SEC approves experiment with stock exchanges on issues raised by high-speed trading

  • The SEC approves a proposal to test how the stock market may be affected by the fees that exchanges pay traders for their business.
  • Critics of the existing pricing structure, known as "maker-taker," have frequently said it gives some brokers and other market participants incentives to execute trades that are not in the best interest of investors.
  • In recent years, new companies with different pricing models have launched to combat the current perceived flaws in the way exchanges operate. One firm, IEX, was highlighted in Michael Lewis' book "Flash Boys" as one of these new models.
The Securities and Exchange Commission in Washington.
Jim Bourg | Reuters
The Securities and Exchange Commission in Washington.

The U.S. Securities and Exchange Commission approved Wednesday a proposal to test how the stock market may be affected by the fees that exchanges pay traders for their business.

Critics of the existing pricing structure, known as "maker-taker," have frequently said it gives some brokers and other market participants incentives to execute trades that are not in the best interests of investors. They say high-speed traders going after the rebates the exchanges pay distort the market.

"We think this pilot will actually prove in the end that we don't need rebates to trade and we can use a flat-fee structure," said Themis Trading's Joe Saluzzi, who has long called for the commission to examine the maker-taker system.

The proposed experiment will have three test groups, including one that eliminates fees. The test is set to last one to two years, at the discretion of the commission, and will apply to all national equities exchanges. The proposal will be open for public comment for 60 days following its publication in the Federal Register.

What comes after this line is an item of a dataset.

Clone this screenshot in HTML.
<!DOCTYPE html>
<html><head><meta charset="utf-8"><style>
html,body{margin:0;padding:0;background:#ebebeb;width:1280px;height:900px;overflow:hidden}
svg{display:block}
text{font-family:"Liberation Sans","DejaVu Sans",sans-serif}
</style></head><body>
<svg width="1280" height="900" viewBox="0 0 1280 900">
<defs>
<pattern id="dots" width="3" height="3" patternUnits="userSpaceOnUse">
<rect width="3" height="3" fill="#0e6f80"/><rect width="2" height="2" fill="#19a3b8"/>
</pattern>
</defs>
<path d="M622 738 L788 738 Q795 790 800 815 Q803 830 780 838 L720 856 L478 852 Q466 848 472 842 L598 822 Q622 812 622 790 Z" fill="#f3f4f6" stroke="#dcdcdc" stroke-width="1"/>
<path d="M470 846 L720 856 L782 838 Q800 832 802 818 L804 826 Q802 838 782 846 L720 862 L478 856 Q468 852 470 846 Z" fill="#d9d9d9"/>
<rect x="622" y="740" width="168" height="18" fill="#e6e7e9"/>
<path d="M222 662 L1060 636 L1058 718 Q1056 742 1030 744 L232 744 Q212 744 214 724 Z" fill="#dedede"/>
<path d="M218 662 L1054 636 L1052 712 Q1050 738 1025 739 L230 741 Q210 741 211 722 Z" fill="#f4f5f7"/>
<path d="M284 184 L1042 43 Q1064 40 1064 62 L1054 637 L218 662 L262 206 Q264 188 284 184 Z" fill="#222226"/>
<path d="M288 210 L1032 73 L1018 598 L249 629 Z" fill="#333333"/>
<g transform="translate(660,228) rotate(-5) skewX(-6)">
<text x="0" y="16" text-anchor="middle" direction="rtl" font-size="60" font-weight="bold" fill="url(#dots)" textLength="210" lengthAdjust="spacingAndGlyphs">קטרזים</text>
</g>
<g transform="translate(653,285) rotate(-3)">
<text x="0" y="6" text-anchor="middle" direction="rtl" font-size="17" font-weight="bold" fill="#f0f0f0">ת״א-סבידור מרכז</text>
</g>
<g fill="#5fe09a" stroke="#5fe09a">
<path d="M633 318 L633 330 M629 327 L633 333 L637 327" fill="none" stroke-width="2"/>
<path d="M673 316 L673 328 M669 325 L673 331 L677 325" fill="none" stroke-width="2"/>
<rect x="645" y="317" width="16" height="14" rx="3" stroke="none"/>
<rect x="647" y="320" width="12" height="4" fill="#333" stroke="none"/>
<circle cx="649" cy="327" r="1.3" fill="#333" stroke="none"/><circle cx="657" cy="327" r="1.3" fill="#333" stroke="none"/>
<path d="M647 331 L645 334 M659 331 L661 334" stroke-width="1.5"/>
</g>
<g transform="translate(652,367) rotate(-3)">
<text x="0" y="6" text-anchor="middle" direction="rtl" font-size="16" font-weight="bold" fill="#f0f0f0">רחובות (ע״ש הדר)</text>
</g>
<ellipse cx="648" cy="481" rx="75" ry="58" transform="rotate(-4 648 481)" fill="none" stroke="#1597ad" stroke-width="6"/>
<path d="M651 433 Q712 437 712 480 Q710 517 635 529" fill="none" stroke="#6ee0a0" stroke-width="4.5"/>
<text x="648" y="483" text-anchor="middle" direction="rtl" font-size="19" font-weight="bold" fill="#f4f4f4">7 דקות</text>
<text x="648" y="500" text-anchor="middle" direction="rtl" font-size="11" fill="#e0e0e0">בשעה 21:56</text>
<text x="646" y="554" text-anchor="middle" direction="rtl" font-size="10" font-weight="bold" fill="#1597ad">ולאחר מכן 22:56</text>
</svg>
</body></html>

"The proposed pilot is designed to generate data that will provide the Commission, market participants, and the public with information to facilitate an informed, data-driven discussion about transaction fees and rebates and their impact on order routing behavior, execution quality, and market quality in general," SEC Chairman Jay Clayton said in a release.

In recent years, new companies with different pricing models have launched to combat the current perceived flaws in the way exchanges operate. One firm, IEX, was highlighted in Michael Lewis' book "Flash Boys" as one of these new models.

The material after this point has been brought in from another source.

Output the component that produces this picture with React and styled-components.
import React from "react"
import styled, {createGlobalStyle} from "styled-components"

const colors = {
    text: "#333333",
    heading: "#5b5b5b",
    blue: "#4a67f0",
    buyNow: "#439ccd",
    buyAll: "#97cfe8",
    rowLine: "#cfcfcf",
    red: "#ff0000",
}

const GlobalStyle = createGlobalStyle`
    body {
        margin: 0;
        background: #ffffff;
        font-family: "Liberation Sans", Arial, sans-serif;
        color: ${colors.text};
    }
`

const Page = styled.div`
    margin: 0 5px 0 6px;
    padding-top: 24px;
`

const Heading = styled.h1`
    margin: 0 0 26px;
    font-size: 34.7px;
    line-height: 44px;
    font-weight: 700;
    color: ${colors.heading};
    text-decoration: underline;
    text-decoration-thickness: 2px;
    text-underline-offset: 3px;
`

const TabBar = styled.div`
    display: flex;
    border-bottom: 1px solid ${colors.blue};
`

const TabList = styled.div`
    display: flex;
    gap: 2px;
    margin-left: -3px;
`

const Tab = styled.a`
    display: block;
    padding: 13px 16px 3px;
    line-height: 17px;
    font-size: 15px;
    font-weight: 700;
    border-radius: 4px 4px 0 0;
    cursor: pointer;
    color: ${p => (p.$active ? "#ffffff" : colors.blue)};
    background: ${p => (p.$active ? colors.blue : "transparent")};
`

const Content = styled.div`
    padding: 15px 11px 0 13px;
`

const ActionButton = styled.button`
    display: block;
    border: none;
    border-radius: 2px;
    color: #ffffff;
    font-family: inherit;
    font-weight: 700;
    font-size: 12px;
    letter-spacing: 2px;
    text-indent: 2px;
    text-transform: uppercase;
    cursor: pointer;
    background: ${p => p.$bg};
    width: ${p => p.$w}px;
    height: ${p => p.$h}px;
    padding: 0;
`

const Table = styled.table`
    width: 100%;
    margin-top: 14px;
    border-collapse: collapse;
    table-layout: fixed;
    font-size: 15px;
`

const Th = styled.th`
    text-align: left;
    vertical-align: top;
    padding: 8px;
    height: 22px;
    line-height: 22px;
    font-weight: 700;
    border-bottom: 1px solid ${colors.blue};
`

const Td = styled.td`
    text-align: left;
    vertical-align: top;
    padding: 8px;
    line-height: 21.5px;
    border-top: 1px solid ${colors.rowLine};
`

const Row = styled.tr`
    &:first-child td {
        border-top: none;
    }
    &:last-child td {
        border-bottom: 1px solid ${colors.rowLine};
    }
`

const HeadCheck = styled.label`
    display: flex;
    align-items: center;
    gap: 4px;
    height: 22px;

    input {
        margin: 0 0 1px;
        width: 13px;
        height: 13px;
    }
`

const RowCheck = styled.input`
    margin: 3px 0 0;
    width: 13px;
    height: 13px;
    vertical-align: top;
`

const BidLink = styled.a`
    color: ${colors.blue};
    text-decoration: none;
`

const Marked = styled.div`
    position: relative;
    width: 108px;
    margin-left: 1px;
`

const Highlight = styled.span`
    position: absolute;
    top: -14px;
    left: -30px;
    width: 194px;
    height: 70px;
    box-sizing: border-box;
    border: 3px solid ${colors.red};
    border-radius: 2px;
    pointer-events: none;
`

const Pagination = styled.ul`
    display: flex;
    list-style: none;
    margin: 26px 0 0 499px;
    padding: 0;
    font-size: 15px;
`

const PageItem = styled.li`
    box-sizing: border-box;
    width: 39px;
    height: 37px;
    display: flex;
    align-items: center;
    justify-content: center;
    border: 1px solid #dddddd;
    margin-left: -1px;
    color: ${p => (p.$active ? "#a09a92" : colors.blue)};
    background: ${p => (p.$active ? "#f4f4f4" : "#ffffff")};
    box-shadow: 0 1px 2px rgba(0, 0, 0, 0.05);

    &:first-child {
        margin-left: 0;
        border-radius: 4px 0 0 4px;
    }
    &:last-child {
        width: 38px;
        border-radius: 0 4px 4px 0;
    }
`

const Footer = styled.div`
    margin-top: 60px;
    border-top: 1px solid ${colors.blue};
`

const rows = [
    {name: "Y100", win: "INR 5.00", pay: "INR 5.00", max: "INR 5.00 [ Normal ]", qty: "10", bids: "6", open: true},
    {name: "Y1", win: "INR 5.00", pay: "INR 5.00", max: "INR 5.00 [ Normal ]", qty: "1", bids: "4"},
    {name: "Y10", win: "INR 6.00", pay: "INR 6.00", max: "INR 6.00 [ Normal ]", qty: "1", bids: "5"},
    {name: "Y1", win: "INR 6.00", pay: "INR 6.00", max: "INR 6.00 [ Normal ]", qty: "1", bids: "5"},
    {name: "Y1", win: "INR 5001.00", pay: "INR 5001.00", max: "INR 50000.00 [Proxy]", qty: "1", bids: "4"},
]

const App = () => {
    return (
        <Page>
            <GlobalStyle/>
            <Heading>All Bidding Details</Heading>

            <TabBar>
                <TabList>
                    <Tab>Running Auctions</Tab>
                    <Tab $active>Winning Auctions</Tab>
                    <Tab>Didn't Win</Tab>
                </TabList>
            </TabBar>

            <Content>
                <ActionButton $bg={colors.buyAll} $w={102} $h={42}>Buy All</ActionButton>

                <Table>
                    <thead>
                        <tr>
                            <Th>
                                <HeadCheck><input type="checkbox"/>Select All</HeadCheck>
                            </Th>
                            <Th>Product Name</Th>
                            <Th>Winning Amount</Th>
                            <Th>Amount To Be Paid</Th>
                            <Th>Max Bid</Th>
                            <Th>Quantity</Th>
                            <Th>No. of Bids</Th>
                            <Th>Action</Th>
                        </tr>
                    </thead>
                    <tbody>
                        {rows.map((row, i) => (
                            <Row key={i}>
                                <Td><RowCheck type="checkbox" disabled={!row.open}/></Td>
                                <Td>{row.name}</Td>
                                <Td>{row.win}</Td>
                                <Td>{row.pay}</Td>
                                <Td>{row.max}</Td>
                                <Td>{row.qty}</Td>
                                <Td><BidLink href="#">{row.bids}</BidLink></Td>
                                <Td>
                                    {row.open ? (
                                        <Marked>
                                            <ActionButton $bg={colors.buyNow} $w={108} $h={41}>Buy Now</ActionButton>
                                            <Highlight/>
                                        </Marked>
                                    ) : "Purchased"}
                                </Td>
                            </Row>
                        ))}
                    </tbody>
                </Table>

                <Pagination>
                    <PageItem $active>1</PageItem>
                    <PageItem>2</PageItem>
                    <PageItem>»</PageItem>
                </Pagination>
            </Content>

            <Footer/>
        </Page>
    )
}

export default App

"It's a very credible proposal and certainly increases the chances they will start a fee pilot," said John Ramsay, chief market policy officer at IEX. "Investors should feel heartened."

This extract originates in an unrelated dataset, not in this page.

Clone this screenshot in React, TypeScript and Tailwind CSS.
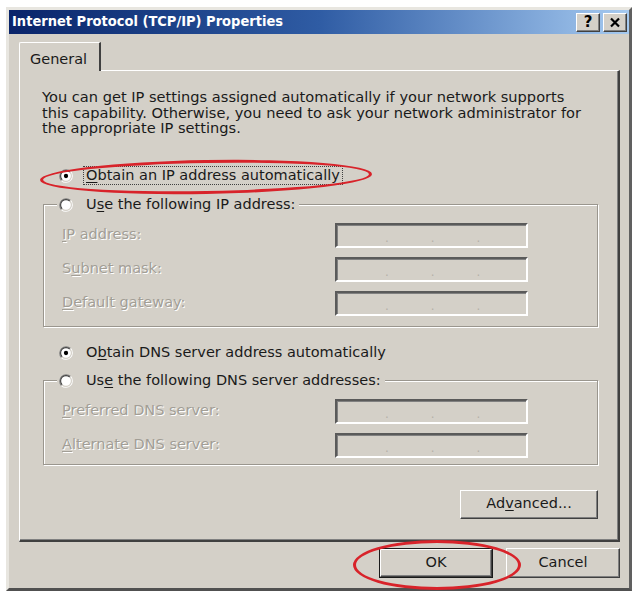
import React from 'react';

const ui = { fontFamily: '"DejaVu Sans", "Liberation Sans", sans-serif' };
const caption = { fontFamily: '"DejaVu Sans Condensed", "DejaVu Sans", sans-serif' };

function Radio({ checked }: { checked?: boolean }) {
  return (
    <svg width="14" height="14" viewBox="0 0 13 13" className="shrink-0">
      <circle cx="6.5" cy="6.5" r="5" fill="#fff" />
      <path d="M2.26 10.74A6 6 0 0 1 10.74 2.26" fill="none" stroke="#808080" />
      <path d="M10.74 2.26A6 6 0 0 1 2.26 10.74" fill="none" stroke="#fff" />
      <path d="M2.96 10.04A5 5 0 0 1 10.04 2.96" fill="none" stroke="#404040" />
      <path d="M10.04 2.96A5 5 0 0 1 2.96 10.04" fill="none" stroke="#d4d0c8" />
      {checked && <circle cx="6.5" cy="6.5" r="2" fill="#000" />}
    </svg>
  );
}

// label with one underlined accelerator letter
function Acc({ text, at }: { text: string; at: number }) {
  return (
    <>
      {text.slice(0, at)}
      <span className="underline underline-offset-2">{text[at]}</span>
      {text.slice(at + 1)}
    </>
  );
}

function RadioRow({ text, at, checked, focused }: { text: string; at: number; checked?: boolean; focused?: boolean }) {
  return (
    <div className="flex items-center h-[18px]">
      <Radio checked={checked} />
      <span
        className={
          focused
            ? 'ml-[10px] px-[2px] border border-dotted border-[#404040] leading-[17px] text-[#1a1a1a] whitespace-nowrap'
            : 'ml-[13px] text-[#1a1a1a] whitespace-nowrap leading-[17px]'
        }
      >
        <Acc text={text} at={at} />
      </span>
    </div>
  );
}

function IpBox() {
  return (
    <div className="w-[193px] h-[25px] shrink-0 border-2 border-t-[#5a5a5a] border-l-[#5a5a5a] border-b-white border-r-white shadow-[inset_1px_1px_0_#808080] grid grid-cols-4 pl-[6px] items-end pb-[1px] text-[#b4b0a8] text-[12px] leading-[14px]">
      <span className="text-right">.</span>
      <span className="text-right">.</span>
      <span className="text-right">.</span>
      <span />
    </div>
  );
}

function Field({ text, at }: { text: string; at: number }) {
  return (
    <div className="flex items-center">
      <span className="flex-1 ml-[5px] text-[#a29e96] [text-shadow:1px_1px_0_#fff] whitespace-nowrap">
        <Acc text={text} at={at} />
      </span>
      <IpBox />
    </div>
  );
}

function Button({ children, isDefault, className }: { children: React.ReactNode; isDefault?: boolean; className?: string }) {
  return (
    <div className={`${isDefault ? 'border border-[#1a1a1a]' : ''} ${className ?? ''}`}>
      <div className="w-full h-full flex items-center justify-center border border-t-white border-l-white border-r-[#404040] border-b-[#404040] shadow-[inset_-1px_-1px_0_#808080] text-[#1a1a1a]">
        {children}
      </div>
    </div>
  );
}

function TitleButton({ children }: { children: React.ReactNode }) {
  return (
    <div className="w-[24px] h-[19px] bg-[#d4d0c8] border border-t-white border-l-white border-r-[#404040] border-b-[#404040] shadow-[inset_-1px_-1px_0_#808080] flex items-center justify-center">
      {children}
    </div>
  );
}

export default function App() {
  return (
    <div className="relative w-[634px] h-[592px] bg-white pl-[6px] pt-[7px] text-[14.5px]" style={ui}>
      <div className="w-[626px] h-[584px] bg-[#d4d0c8] border-[3px] border-t-[#e8e6e0] border-l-[#e8e6e0] border-r-[#606060] border-b-[#505050] flex flex-col">
        {/* title bar */}
        <div className="h-[24px] flex items-center bg-gradient-to-r from-[#0a246a] via-[#2f5ca4] to-[#a6caf0] pl-[3px] pr-[2px]">
          <span className="text-white font-bold text-[14.5px] flex-1" style={caption}>
            Internet Protocol (TCP/IP) Properties
          </span>
          <div className="flex gap-[3px]">
            <TitleButton>
              <span className="font-bold text-[15px] leading-none text-black">?</span>
            </TitleButton>
            <TitleButton>
              <svg width="12" height="11" viewBox="0 0 12 11">
                <path d="M2 1.5l8 8M10 1.5l-8 8" stroke="#000" strokeWidth="2.2" />
              </svg>
            </TitleButton>
          </div>
        </div>

        <div className="pl-[10px] flex flex-col">
          {/* tab strip */}
          <div className="mt-[8px] flex">
            <div className="relative z-10 -mb-[1px] w-[82px] h-[29px] bg-[#d4d0c8] border-t border-l border-white border-r-2 border-r-[#404040] rounded-tl-[2px] pl-[10px] pt-[6px] text-[#1a1a1a]">
              General
            </div>
          </div>

          {/* tab page */}
          <div className="w-[601px] h-[472px] border-t border-l border-white border-r-2 border-b-2 border-r-[#404040] border-b-[#404040] shadow-[inset_-1px_-1px_0_#808080] pl-[23px] pr-[20px] pt-[18px] flex flex-col text-[#1a1a1a]">
            <p className="leading-[15.5px] -ml-px text-[14.6px] whitespace-nowrap">
              You can get IP settings assigned automatically if your network supports
              <br />
              this capability. Otherwise, you need to ask your network administrator for
              <br />
              the appropriate IP settings.
            </p>

            <div className="mt-[31px] pl-[16px]">
              <RadioRow text="Obtain an IP address automatically" at={0} checked focused />
            </div>

            <fieldset className="mt-[11px] border border-[#9a968e] shadow-[inset_1px_1px_0_#fff,1px_1px_0_#fff] pl-[13px] pr-[69px] pt-[9px] pb-[10px] flex flex-col gap-[9px]">
              <legend className="bg-[#d4d0c8] px-[2px] pr-[4px]">
                <RadioRow text="Use the following IP address:" at={1} />
              </legend>
              <Field text="IP address:" at={0} />
              <Field text="Subnet mask:" at={1} />
              <Field text="Default gateway:" at={0} />
            </fieldset>

            <div className="mt-[17px] pl-[16px]">
              <RadioRow text="Obtain DNS server address automatically" at={1} checked />
            </div>

            <fieldset className="mt-[10px] border border-[#9a968e] shadow-[inset_1px_1px_0_#fff,1px_1px_0_#fff] pl-[13px] pr-[69px] pt-[9px] pb-[6px] flex flex-col gap-[9px]">
              <legend className="bg-[#d4d0c8] px-[2px] pr-[4px]">
                <RadioRow text="Use the following DNS server addresses:" at={2} />
              </legend>
              <Field text="Preferred DNS server:" at={0} />
              <Field text="Alternate DNS server:" at={0} />
            </fieldset>

            <div className="mt-[25px] flex justify-end">
              <Button className="w-[138px] h-[29px]">
                <Acc text="Advanced..." at={2} />
              </Button>
            </div>
          </div>

          {/* dialog buttons */}
          <div className="mt-[6px] w-[601px] flex justify-end gap-[13px]">
            <Button isDefault className="w-[114px] h-[30px]">OK</Button>
            <Button className="w-[114px] h-[30px]">Cancel</Button>
          </div>
        </div>
      </div>

      {/* hand-drawn red marks */}
      <div className="absolute left-[40px] top-[160px] w-[332px] h-[34px] rounded-[50%] border-[3px] border-[#d8232a] -rotate-[1deg] pointer-events-none" />
      <div className="absolute left-[353px] top-[540px] w-[168px] h-[50px] rounded-[50%] border-[3px] border-[#d8232a] pointer-events-none" />
    </div>
  );
}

Some of the exchanges may not like this development "because that kind of questions their business model," Ramsay said.

Shares of Nasdaq, an early supporter of the current structure, closed 1 percent lower following the SEC approval.

Spencer Mindlin, an analyst on capital markets technology at Aite, said the "Flash Boys" book took "an extremely narrow view of market structure" and that a more nuanced approach is needed.

"This pilot feels very much still a reaction to the book, pits business models against one another, and hints at attempts to pick winners and losers," Mindlin said. "The pilot will be ripe with unintended consequences. It will be the investors that bear the burden of compliance: higher explicit commissions, impaired liquidity, or reduced choice. And while market structure is not perfect, the market is extremely efficient and the costs for large and small investors to participate are spectacularly low."